▶ **Extracted records**

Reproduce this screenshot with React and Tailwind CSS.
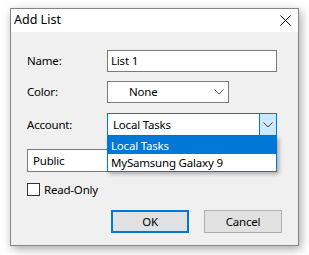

==

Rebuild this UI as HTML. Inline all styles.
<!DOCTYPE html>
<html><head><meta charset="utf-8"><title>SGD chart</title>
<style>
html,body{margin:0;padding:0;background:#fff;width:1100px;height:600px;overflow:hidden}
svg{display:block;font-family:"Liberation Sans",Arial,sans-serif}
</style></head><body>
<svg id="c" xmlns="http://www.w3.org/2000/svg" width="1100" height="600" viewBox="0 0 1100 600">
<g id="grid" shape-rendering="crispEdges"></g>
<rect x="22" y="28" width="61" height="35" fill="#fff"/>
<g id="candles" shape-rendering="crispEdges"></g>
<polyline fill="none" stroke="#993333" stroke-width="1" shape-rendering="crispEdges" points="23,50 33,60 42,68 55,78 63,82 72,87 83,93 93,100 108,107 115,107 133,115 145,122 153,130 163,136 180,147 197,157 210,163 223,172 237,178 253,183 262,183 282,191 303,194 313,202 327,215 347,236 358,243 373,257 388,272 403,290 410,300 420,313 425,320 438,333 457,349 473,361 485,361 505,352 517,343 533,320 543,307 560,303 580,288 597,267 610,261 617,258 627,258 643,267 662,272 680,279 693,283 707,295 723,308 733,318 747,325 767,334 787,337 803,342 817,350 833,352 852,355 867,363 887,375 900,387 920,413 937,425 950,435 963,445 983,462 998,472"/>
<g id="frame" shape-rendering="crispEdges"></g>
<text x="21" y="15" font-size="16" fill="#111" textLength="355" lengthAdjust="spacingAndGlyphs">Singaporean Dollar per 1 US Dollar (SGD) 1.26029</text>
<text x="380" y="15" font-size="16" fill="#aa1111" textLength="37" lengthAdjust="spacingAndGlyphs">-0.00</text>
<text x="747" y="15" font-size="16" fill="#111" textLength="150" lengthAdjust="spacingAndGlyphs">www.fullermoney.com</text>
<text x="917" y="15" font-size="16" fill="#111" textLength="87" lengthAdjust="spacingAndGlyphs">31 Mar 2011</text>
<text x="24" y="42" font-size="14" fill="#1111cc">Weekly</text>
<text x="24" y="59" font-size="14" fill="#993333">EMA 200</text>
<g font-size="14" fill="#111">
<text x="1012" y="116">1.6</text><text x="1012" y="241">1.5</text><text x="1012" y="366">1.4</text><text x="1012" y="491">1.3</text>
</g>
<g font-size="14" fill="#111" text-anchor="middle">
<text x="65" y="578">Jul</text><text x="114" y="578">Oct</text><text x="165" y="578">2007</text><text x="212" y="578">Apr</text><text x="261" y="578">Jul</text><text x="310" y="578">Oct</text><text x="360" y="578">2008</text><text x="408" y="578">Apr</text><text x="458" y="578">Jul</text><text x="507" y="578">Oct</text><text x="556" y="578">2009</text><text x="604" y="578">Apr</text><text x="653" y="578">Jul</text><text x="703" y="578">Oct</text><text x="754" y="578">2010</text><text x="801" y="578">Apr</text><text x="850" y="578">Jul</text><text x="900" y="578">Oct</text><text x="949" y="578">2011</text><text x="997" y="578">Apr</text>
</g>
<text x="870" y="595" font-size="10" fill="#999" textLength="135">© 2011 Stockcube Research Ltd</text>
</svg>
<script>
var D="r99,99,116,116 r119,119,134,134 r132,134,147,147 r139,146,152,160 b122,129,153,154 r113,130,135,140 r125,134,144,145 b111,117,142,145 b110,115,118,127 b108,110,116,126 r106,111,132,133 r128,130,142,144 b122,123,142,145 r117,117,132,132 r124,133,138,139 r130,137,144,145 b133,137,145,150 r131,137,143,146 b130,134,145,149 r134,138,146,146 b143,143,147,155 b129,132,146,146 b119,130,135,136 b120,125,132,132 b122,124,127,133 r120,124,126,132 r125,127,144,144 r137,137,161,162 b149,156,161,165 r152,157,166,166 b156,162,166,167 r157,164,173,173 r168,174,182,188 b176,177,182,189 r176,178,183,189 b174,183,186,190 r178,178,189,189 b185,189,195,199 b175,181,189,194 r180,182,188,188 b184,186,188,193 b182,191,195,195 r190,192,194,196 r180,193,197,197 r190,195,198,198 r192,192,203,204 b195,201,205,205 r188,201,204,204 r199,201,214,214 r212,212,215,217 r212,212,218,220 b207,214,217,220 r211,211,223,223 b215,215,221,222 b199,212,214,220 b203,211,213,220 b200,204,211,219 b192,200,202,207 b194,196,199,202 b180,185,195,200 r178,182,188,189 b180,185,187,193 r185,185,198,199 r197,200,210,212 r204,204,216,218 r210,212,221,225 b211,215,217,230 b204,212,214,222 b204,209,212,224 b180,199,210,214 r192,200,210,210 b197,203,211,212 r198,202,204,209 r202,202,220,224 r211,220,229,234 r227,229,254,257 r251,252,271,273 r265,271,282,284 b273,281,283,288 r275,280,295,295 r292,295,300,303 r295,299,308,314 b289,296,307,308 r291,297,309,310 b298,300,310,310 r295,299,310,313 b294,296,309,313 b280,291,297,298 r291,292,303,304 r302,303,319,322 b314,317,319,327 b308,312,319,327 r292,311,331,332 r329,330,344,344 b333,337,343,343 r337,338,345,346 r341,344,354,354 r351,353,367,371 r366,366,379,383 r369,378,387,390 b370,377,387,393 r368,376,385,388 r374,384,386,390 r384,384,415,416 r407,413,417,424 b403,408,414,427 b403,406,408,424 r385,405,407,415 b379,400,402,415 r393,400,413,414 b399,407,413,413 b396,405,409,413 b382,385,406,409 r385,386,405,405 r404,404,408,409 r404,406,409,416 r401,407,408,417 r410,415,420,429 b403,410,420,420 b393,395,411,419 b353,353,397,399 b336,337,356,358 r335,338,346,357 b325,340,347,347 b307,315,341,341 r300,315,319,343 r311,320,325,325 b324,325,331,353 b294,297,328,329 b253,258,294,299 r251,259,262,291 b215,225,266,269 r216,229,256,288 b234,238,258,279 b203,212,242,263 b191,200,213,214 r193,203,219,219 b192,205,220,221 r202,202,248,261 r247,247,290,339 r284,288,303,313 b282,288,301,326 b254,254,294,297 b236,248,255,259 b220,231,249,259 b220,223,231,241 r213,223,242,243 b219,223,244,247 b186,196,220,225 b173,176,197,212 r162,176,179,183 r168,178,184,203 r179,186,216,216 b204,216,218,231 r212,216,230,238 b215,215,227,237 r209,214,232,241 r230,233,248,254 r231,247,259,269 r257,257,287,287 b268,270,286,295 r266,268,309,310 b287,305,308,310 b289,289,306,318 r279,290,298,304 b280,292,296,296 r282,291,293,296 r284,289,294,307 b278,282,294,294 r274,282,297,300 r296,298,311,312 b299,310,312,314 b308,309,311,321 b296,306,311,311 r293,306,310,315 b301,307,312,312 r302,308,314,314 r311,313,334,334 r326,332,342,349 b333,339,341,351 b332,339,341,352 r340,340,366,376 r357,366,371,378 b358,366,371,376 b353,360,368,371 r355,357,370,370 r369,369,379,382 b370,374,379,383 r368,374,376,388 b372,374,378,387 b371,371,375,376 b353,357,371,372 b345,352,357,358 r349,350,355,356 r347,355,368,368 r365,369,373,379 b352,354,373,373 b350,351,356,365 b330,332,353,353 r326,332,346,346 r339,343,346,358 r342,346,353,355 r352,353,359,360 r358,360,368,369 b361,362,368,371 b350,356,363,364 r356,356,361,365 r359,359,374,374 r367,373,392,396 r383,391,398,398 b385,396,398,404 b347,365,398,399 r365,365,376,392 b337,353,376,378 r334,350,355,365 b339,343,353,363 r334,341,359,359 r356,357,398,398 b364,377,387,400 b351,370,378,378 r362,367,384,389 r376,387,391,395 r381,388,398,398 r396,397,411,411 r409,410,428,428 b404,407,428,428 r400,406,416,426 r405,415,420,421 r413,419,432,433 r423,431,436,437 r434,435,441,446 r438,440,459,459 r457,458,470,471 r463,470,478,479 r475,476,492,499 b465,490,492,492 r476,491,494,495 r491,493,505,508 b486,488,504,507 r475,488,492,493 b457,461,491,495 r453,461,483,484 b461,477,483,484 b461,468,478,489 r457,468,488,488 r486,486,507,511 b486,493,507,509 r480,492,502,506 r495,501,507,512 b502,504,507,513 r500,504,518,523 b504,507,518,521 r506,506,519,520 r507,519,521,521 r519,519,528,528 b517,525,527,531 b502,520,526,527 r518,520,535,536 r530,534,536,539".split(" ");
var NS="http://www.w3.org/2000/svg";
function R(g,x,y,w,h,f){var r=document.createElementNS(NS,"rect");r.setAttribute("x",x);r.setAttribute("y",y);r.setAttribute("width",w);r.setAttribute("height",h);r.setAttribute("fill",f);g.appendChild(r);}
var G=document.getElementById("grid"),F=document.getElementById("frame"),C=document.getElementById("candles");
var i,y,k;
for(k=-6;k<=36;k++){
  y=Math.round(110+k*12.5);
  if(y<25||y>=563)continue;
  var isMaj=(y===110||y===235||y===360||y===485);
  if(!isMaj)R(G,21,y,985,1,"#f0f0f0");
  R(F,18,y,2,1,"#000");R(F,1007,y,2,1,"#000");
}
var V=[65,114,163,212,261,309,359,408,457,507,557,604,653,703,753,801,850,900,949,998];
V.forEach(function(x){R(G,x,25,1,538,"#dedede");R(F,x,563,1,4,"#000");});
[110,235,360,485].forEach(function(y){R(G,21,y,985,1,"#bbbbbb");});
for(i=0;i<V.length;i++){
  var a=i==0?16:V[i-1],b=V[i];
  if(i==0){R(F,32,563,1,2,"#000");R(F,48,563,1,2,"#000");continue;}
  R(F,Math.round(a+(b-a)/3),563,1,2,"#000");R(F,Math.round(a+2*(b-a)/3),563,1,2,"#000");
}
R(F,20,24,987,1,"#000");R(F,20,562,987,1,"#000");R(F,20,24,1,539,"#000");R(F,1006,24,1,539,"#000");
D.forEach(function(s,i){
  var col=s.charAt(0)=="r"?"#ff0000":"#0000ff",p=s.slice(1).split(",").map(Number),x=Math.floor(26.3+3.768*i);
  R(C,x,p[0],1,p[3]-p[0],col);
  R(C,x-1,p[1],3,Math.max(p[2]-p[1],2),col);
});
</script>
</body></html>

...

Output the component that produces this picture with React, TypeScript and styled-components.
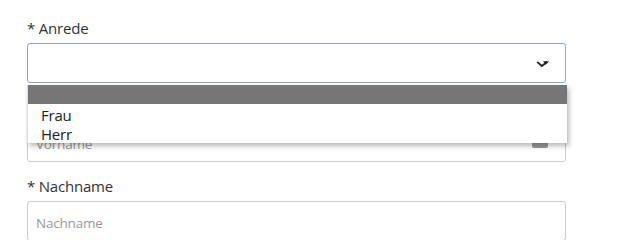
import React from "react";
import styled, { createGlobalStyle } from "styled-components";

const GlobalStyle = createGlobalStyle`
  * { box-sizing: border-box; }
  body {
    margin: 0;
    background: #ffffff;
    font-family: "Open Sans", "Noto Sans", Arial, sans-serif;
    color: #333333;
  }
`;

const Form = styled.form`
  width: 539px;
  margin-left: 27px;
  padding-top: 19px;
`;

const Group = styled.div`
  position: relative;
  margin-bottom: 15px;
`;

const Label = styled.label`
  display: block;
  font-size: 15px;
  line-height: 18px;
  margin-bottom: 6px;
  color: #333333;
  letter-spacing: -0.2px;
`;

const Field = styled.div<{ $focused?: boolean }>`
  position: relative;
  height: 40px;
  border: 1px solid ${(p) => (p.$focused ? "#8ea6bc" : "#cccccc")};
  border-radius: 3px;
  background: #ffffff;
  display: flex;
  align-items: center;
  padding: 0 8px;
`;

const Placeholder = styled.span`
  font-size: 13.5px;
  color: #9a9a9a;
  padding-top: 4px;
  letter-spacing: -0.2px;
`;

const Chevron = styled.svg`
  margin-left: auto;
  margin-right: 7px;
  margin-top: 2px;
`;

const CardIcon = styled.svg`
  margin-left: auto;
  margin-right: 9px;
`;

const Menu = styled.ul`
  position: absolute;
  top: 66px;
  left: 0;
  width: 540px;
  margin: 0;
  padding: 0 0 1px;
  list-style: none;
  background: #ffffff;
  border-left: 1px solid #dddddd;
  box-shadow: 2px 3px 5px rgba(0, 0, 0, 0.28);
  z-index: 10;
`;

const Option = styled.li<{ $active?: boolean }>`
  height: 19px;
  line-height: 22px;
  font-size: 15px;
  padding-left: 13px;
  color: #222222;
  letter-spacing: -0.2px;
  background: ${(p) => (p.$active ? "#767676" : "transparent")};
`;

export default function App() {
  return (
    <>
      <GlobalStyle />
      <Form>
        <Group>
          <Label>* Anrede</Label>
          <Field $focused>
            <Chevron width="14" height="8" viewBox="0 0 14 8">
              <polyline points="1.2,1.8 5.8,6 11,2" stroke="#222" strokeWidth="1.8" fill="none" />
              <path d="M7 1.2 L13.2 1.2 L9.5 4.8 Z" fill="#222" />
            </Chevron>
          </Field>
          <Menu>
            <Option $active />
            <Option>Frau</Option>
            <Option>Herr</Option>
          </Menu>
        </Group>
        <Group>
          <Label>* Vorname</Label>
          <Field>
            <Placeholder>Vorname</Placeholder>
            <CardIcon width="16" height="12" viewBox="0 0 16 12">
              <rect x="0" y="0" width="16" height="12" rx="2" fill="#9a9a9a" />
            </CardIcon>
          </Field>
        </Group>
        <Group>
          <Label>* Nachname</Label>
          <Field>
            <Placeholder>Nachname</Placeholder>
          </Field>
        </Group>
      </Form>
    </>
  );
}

▶ **Exercise requirements**
Which lines above hold the word "React"? Copy each of them.

▶ **The response**
Reproduce this screenshot with React and Tailwind CSS.
Output the component that produces this picture with React, TypeScript and styled-components.
import React from "react";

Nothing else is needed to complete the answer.